- WORK TO BE COMPLETED:
Exactly repeat the full listing that follows.

-- Start of AVAILABLE DATA --

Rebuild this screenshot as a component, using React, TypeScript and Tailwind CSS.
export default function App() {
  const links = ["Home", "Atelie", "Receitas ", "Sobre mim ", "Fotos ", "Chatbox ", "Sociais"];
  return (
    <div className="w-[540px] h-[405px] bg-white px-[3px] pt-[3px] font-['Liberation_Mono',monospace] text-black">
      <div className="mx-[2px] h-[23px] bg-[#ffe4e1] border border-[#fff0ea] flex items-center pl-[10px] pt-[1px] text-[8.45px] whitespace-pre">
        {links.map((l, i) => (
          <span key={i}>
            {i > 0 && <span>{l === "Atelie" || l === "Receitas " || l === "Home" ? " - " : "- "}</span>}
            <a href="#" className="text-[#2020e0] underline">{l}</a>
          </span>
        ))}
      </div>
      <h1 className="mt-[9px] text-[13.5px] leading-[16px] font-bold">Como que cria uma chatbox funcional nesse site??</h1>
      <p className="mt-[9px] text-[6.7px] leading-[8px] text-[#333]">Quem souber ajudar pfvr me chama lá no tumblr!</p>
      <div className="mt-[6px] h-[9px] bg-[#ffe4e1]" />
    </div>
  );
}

-- End of AVAILABLE DATA --

- EXPECTED ANSWER:
Rebuild this screenshot as a component, using React, TypeScript and Tailwind CSS.
export default function App() {
  const links = ["Home", "Atelie", "Receitas ", "Sobre mim ", "Fotos ", "Chatbox ", "Sociais"];
  return (
    <div className="w-[540px] h-[405px] bg-white px-[3px] pt-[3px] font-['Liberation_Mono',monospace] text-black">
      <div className="mx-[2px] h-[23px] bg-[#ffe4e1] border border-[#fff0ea] flex items-center pl-[10px] pt-[1px] text-[8.45px] whitespace-pre">
        {links.map((l, i) => (
          <span key={i}>
            {i > 0 && <span>{l === "Atelie" || l === "Receitas " || l === "Home" ? " - " : "- "}</span>}
            <a href="#" className="text-[#2020e0] underline">{l}</a>
          </span>
        ))}
      </div>
      <h1 className="mt-[9px] text-[13.5px] leading-[16px] font-bold">Como que cria uma chatbox funcional nesse site??</h1>
      <p className="mt-[9px] text-[6.7px] leading-[8px] text-[#333]">Quem souber ajudar pfvr me chama lá no tumblr!</p>
      <div className="mt-[6px] h-[9px] bg-[#ffe4e1]" />
    </div>
  );
}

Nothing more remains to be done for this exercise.